┌──

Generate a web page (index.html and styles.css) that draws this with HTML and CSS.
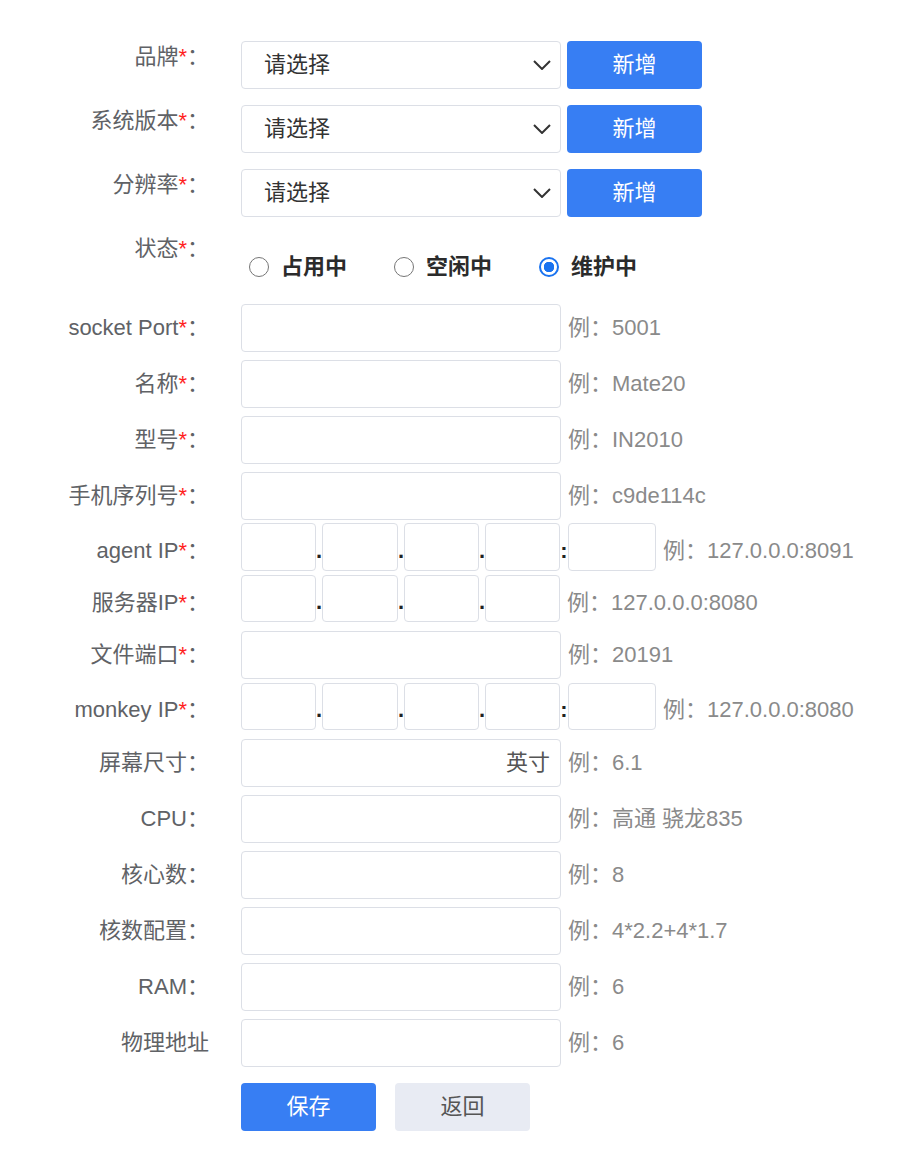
FILE: index.html
```html
<!DOCTYPE html>
<html lang="zh-CN">
<head>
<meta charset="utf-8">
<title>设备表单</title>
<link rel="stylesheet" href="styles.css">
</head>
<body>
<form class="form">
  <div class="row row-select">
    <label class="label">品牌<span class="req">*</span>：</label>
    <div class="select"><span>请选择</span><svg class="chev" width="18" height="10" viewBox="0 0 18 10"><path d="M1 1 L9 9 L17 1" fill="none" stroke="#333" stroke-width="2"/></svg></div>
    <button type="button" class="btn btn-primary add">新增</button>
  </div>
  <div class="row row-select">
    <label class="label">系统版本<span class="req">*</span>：</label>
    <div class="select"><span>请选择</span><svg class="chev" width="18" height="10" viewBox="0 0 18 10"><path d="M1 1 L9 9 L17 1" fill="none" stroke="#333" stroke-width="2"/></svg></div>
    <button type="button" class="btn btn-primary add">新增</button>
  </div>
  <div class="row row-select">
    <label class="label">分辨率<span class="req">*</span>：</label>
    <div class="select"><span>请选择</span><svg class="chev" width="18" height="10" viewBox="0 0 18 10"><path d="M1 1 L9 9 L17 1" fill="none" stroke="#333" stroke-width="2"/></svg></div>
    <button type="button" class="btn btn-primary add">新增</button>
  </div>
  <div class="row row-status">
    <label class="label">状态<span class="req">*</span>：</label>
    <div class="radios">
      <label class="radio"><input type="radio" name="st"><span>占用中</span></label>
      <label class="radio"><input type="radio" name="st"><span>空闲中</span></label>
      <label class="radio"><input type="radio" name="st" checked><span>维护中</span></label>
    </div>
  </div>
  <div class="row">
    <label class="label">socket Port<span class="req">*</span>：</label>
    <input class="input" type="text">
    <span class="hint">例：5001</span>
  </div>
  <div class="row">
    <label class="label">名称<span class="req">*</span>：</label>
    <input class="input" type="text">
    <span class="hint">例：Mate20</span>
  </div>
  <div class="row">
    <label class="label">型号<span class="req">*</span>：</label>
    <input class="input" type="text">
    <span class="hint">例：IN2010</span>
  </div>
  <div class="row">
    <label class="label">手机序列号<span class="req">*</span>：</label>
    <input class="input" type="text">
    <span class="hint">例：c9de114c</span>
  </div>
  <div class="row row-ip">
    <label class="label">agent IP<span class="req">*</span>：</label>
    <input class="ip" type="text"><span class="sep">.</span><input class="ip ip-w" type="text"><span class="sep">.</span><input class="ip" type="text"><span class="sep">.</span><input class="ip" type="text"><span class="sep colon">:</span><input class="ip port" type="text">
    <span class="hint">例：127.0.0.0:8091</span>
  </div>
  <div class="row row-ip">
    <label class="label">服务器IP<span class="req">*</span>：</label>
    <input class="ip" type="text"><span class="sep">.</span><input class="ip ip-w" type="text"><span class="sep">.</span><input class="ip" type="text"><span class="sep">.</span><input class="ip" type="text">
    <span class="hint">例：127.0.0.0:8080</span>
  </div>
  <div class="row">
    <label class="label">文件端口<span class="req">*</span>：</label>
    <input class="input" type="text">
    <span class="hint">例：20191</span>
  </div>
  <div class="row row-ip">
    <label class="label">monkey IP<span class="req">*</span>：</label>
    <input class="ip" type="text"><span class="sep">.</span><input class="ip ip-w" type="text"><span class="sep">.</span><input class="ip" type="text"><span class="sep">.</span><input class="ip" type="text"><span class="sep colon">:</span><input class="ip port" type="text">
    <span class="hint">例：127.0.0.0:8080</span>
  </div>
  <div class="row">
    <label class="label">屏幕尺寸：</label>
    <div class="input suffix-box"><span class="suffix">英寸</span></div>
    <span class="hint">例：6.1</span>
  </div>
  <div class="row">
    <label class="label">CPU：</label>
    <input class="input" type="text">
    <span class="hint">例：高通 骁龙835</span>
  </div>
  <div class="row">
    <label class="label">核心数：</label>
    <input class="input" type="text">
    <span class="hint">例：8</span>
  </div>
  <div class="row">
    <label class="label">核数配置：</label>
    <input class="input" type="text">
    <span class="hint">例：4*2.2+4*1.7</span>
  </div>
  <div class="row">
    <label class="label">RAM：</label>
    <input class="input" type="text">
    <span class="hint">例：6</span>
  </div>
  <div class="row">
    <label class="label">物理地址</label>
    <input class="input" type="text">
    <span class="hint">例：6</span>
  </div>
  <div class="row row-actions">
    <span class="label"></span>
    <button type="button" class="btn btn-primary">保存</button>
    <button type="button" class="btn btn-default">返回</button>
  </div>
</form>
</body>
</html>
```
FILE: styles.css
```css
html, body {
  margin: 0;
  padding: 0;
  background: #fff;
}
body {
  font-family: "Liberation Sans", "Noto Sans CJK SC", sans-serif;
  font-size: 22px;
  color: #606266;
}
.form {
  display: flex;
  flex-direction: column;
  padding-top: 41px;
}
.row {
  display: flex;
  align-items: center;
  margin-bottom: 8px;
}
.row-select {
  align-items: flex-start;
  margin-bottom: 16px;
}
.row-status {
  align-items: flex-start;
  height: 63px;
}
.row-ip {
  height: 47.3px;
  margin-top: -4.7px;
  margin-bottom: 9px;
}
.row-ip .label,
.row-ip .hint {
  padding-top: 8px;
}
.row-actions {
  margin-top: 8px;
}
.label {
  flex: none;
  width: 209px;
  margin-right: 32px;
  text-align: right;
  line-height: 48px;
  white-space: nowrap;
}
.row-select .label,
.row-status .label {
  line-height: 32px;
}
.req {
  color: #ff1f1f;
}
.select {
  flex: none;
  width: 320px;
  height: 48px;
  line-height: 46px;
  box-sizing: border-box;
  border: 1px solid #dcdfe6;
  border-radius: 4px;
  display: flex;
  align-items: center;
  justify-content: space-between;
  padding: 0 9px 0 22px;
  color: #333;
}
.select span {
  line-height: 44px;
}
.chev {
  display: block;
}
.btn {
  flex: none;
  width: 135px;
  height: 48px;
  line-height: 48px;
  border: none;
  border-radius: 4px;
  font-family: inherit;
  font-size: 22px;
  padding: 0;
  cursor: pointer;
}
.btn-primary {
  background: #377ef3;
  color: #fff;
}
.btn-default {
  background: #e8ebf3;
  color: #555;
  margin-left: 19px;
}
.add {
  margin-left: 6px;
}
.radios {
  display: flex;
  align-items: center;
  margin-top: 22px;
  margin-left: 8px;
  line-height: 24px;
}
.radio {
  display: flex;
  align-items: center;
  margin-right: 47px;
  font-weight: bold;
  color: #2b2b2b;
}
.radio input {
  appearance: none;
  -webkit-appearance: none;
  margin: 0 12px 0 0;
  width: 20px;
  height: 20px;
  box-sizing: border-box;
  border: 1.5px solid #767676;
  border-radius: 50%;
  background: #fff;
}
.radio input:checked {
  border: 2px solid #1a73f0;
  background: radial-gradient(circle, #1a73f0 0 5px, #fff 5.5px);
}
.input {
  flex: none;
  width: 320px;
  height: 48px;
  box-sizing: border-box;
  border: 1px solid #dcdfe6;
  border-radius: 4px;
  font: inherit;
  padding: 0 10px;
  background: #fff;
  outline: none;
}
.suffix-box {
  display: flex;
  align-items: center;
  justify-content: flex-end;
  color: #555;
  line-height: 44px;
}
.hint {
  margin-left: 7px;
  color: #8a8a8a;
  white-space: nowrap;
  line-height: 46px;
}
.ip {
  flex: none;
  width: 75px;
  height: 47.3px;
  box-sizing: border-box;
  border: 1px solid #dcdfe6;
  border-radius: 4px;
  font: inherit;
  padding: 0 6px;
  background: #fff;
  outline: none;
}
.ip-w {
  width: 76px;
}
.port {
  width: 88px;
}
.sep {
  flex: none;
  width: 6px;
  align-self: flex-end;
  line-height: 22px;
  padding-bottom: 9px;
  text-align: center;
  color: #222;
  font-weight: bold;
}
.colon {
  width: 8px;
}
```
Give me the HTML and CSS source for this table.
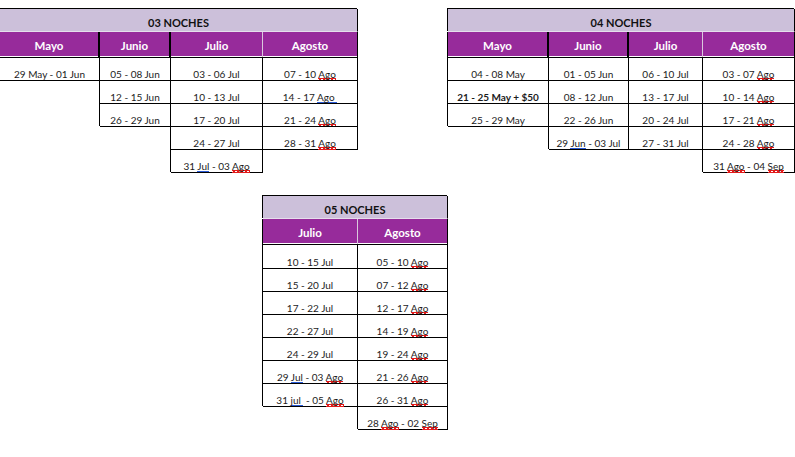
FILE: index.html
```html
<!DOCTYPE html>
<html lang="es">
<head>
<meta charset="utf-8">
<title>Noches</title>
<link rel="stylesheet" href="styles.css">
</head>
<body>
<div class="sheet">

  <div class="tbl t1">
    <div class="title">03 NOCHES</div>
    <div class="cols">
      <div class="col">
        <div class="hd dark">Mayo</div>
        <div class="c">29 May - 01 Jun</div>
      </div>
      <div class="col">
        <div class="hd dark">Junio</div>
        <div class="c">05 - 08 Jun</div>
        <div class="c">12 - 15 Jun</div>
        <div class="c">26 - 29 Jun</div>
      </div>
      <div class="col">
        <div class="hd light">Julio</div>
        <div class="c">03 - 06 Jul</div>
        <div class="c">10 - 13 Jul</div>
        <div class="c">17 - 20 Jul</div>
        <div class="c">24 - 27 Jul</div>
        <div class="c">31 <span class="gr">Jul</span> - 03 <span class="sp">Ago</span></div>
      </div>
      <div class="col">
        <div class="hd">Agosto</div>
        <div class="c">07 - 10 <span class="sp">Ago</span></div>
        <div class="c">14 - 17 <span class="gr">Ago&nbsp;</span></div>
        <div class="c">21 - 24 <span class="sp">Ago</span></div>
        <div class="c">28 - 31 <span class="sp">Ago</span></div>
      </div>
    </div>
  </div>

  <div class="tbl t2">
    <div class="title">04 NOCHES</div>
    <div class="cols">
      <div class="col">
        <div class="hd dark">Mayo</div>
        <div class="c">04 - 08 May</div>
        <div class="c bold">21 - 25 May + $50</div>
        <div class="c">25 - 29 May</div>
      </div>
      <div class="col">
        <div class="hd dark">Junio</div>
        <div class="c">01 - 05 Jun</div>
        <div class="c">08 - 12 Jun</div>
        <div class="c">22 - 26 Jun</div>
        <div class="c">29 <span class="gr">Jun</span> - 03 Jul</div>
      </div>
      <div class="col">
        <div class="hd light">Julio</div>
        <div class="c">06 - 10 Jul</div>
        <div class="c">13 - 17 Jul</div>
        <div class="c">20 - 24 Jul</div>
        <div class="c">27 - 31 Jul</div>
      </div>
      <div class="col">
        <div class="hd">Agosto</div>
        <div class="c">03 - 07 <span class="sp">Ago</span></div>
        <div class="c">10 - 14 <span class="sp">Ago</span></div>
        <div class="c">17 - 21 <span class="sp">Ago</span></div>
        <div class="c">24 - 28 <span class="sp">Ago</span></div>
        <div class="c">31 <span class="sp">Ago</span> - 04 <span class="sp">Sep</span></div>
      </div>
    </div>
  </div>

  <div class="tbl t3">
    <div class="title">05 NOCHES</div>
    <div class="cols">
      <div class="col">
        <div class="hd light">Julio</div>
        <div class="c first">10 - 15 Jul</div>
        <div class="c">15 - 20 Jul</div>
        <div class="c">17 - 22 Jul</div>
        <div class="c">22 - 27 Jul</div>
        <div class="c">24 - 29 Jul</div>
        <div class="c">29 <span class="gr">Jul</span> - 03 <span class="sp">Ago</span></div>
        <div class="c">31 <span class="gr">jul&nbsp;</span> - 05 <span class="sp">Ago</span></div>
      </div>
      <div class="col">
        <div class="hd">Agosto</div>
        <div class="c first">05 - 10 <span class="sp">Ago</span></div>
        <div class="c">07 - 12 <span class="sp">Ago</span></div>
        <div class="c">12 - 17 <span class="sp">Ago</span></div>
        <div class="c">14 - 19 <span class="sp">Ago</span></div>
        <div class="c">19 - 24 <span class="sp">Ago</span></div>
        <div class="c">21 - 26 <span class="sp">Ago</span></div>
        <div class="c">26 - 31 <span class="sp">Ago</span></div>
        <div class="c">28 <span class="sp">Ago</span> - 02 <span class="sp">Sep</span></div>
      </div>
    </div>
  </div>

</div>
</body>
</html>
```

FILE: styles.css
```css
* { box-sizing: border-box; }

html, body {
  margin: 0;
  background: #ffffff;
}

body {
  font-family: Lato, "Liberation Sans", sans-serif;
  color: #1c1c1c;
  overflow: hidden;
}

.sheet {
  display: grid;
  grid-template-columns: 263px 95px 90px 347px;
  grid-template-rows: auto auto;
  row-gap: 23px;
  padding-top: 9px;
  width: 795px;
}

.t1 { grid-column: 1 / 3; grid-row: 1; }
.t2 { grid-column: 4; grid-row: 1; }
.t3 { grid-column: 2 / 4; grid-row: 2; }

.tbl {
  display: flex;
  flex-direction: column;
  align-items: stretch;
}

.title {
  height: 23px;
  background: #ccc0da;
  border-right: 1px solid #000;
  border-bottom: 1px solid #e6dfec;
  box-shadow: -1px -1px 0 0 #000;
  text-align: center;
  padding-top: 8px;
  font-weight: 700;
  font-size: 11px;
  line-height: 12px;
  color: #111;
}

.cols {
  display: flex;
  align-items: flex-start;
}

.col {
  display: flex;
  flex-direction: column;
  flex: none;
}

.t1 .col:nth-child(1) { width: 100px; }
.t1 .col:nth-child(2) { width: 71px; }
.t1 .col:nth-child(3) { width: 92px; }
.t1 .col:nth-child(4) { width: 95px; }

.t2 .col:nth-child(1) { width: 101px; }
.t2 .col:nth-child(2) { width: 80px; }
.t2 .col:nth-child(3) { width: 74px; }
.t2 .col:nth-child(4) { width: 92px; }

.t3 .col:nth-child(1) { width: 95px; }
.t3 .col:nth-child(2) { width: 90px; }

.hd {
  height: 26px;
  background: #972b9b;
  color: #ffffff;
  font-weight: 700;
  font-size: 11.5px;
  line-height: 12px;
  text-align: center;
  padding-top: 8px;
  border-right: 1px solid #000;
  border-bottom: 1px solid #000;
  box-shadow: inset 0 -1px 0 #ffffff;
}

.hd.dark {
  border-right: 2px solid #000;
}

.hd.light {
  border-right: 1px solid #d9c8dc;
}

.col:first-child .hd {
  box-shadow: inset 0 -1px 0 #ffffff, -1px 0 0 0 #000;
}

.c {
  height: 23px;
  text-align: center;
  padding-top: 10px;
  border-right: 1px solid #000;
  border-bottom: 1px solid #000;
  box-shadow: -1px -1px 0 0 #000;
  font-size: 10px;
  line-height: 12px;
  white-space: nowrap;
}

.t3 .c.first { height: 24px; padding-top: 11px; }

.c.bold { font-weight: 700; }

.sp {
  padding-bottom: 1px;
  background:
    linear-gradient(135deg, transparent 30%, #e21a1a 30%, #e21a1a 62%, transparent 62%) 0 100% / 4px 3px repeat-x,
    linear-gradient(45deg, transparent 30%, #e21a1a 30%, #e21a1a 62%, transparent 62%) 0 100% / 4px 3px repeat-x;
}

.gr {
  background: linear-gradient(#2a5bd7, #2a5bd7) 0 100% / 100% 1px no-repeat;
}
```
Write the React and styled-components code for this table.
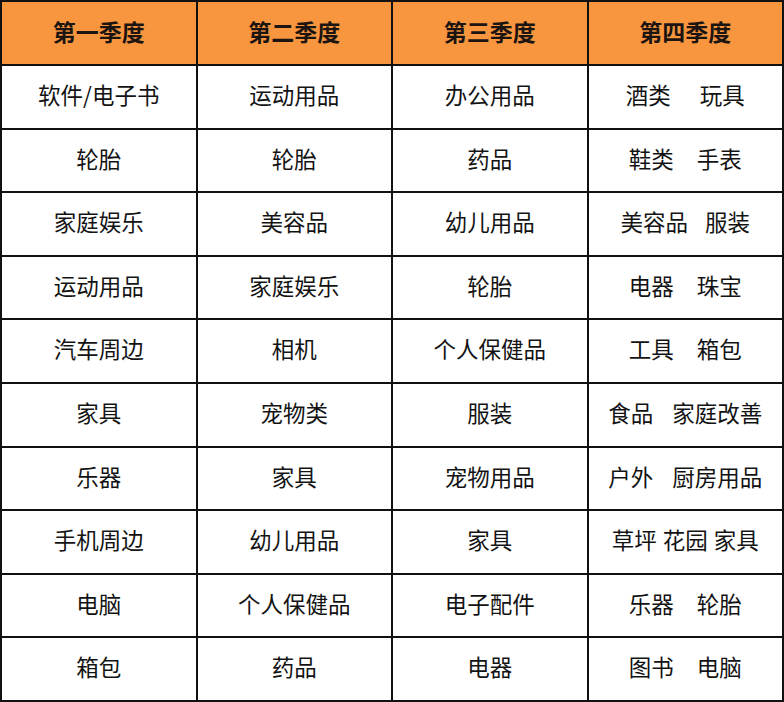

└──

_WRITTEN TASK_:
State the number of lines in the records that contain the string "this", and nothing more.

_RESULT_:
3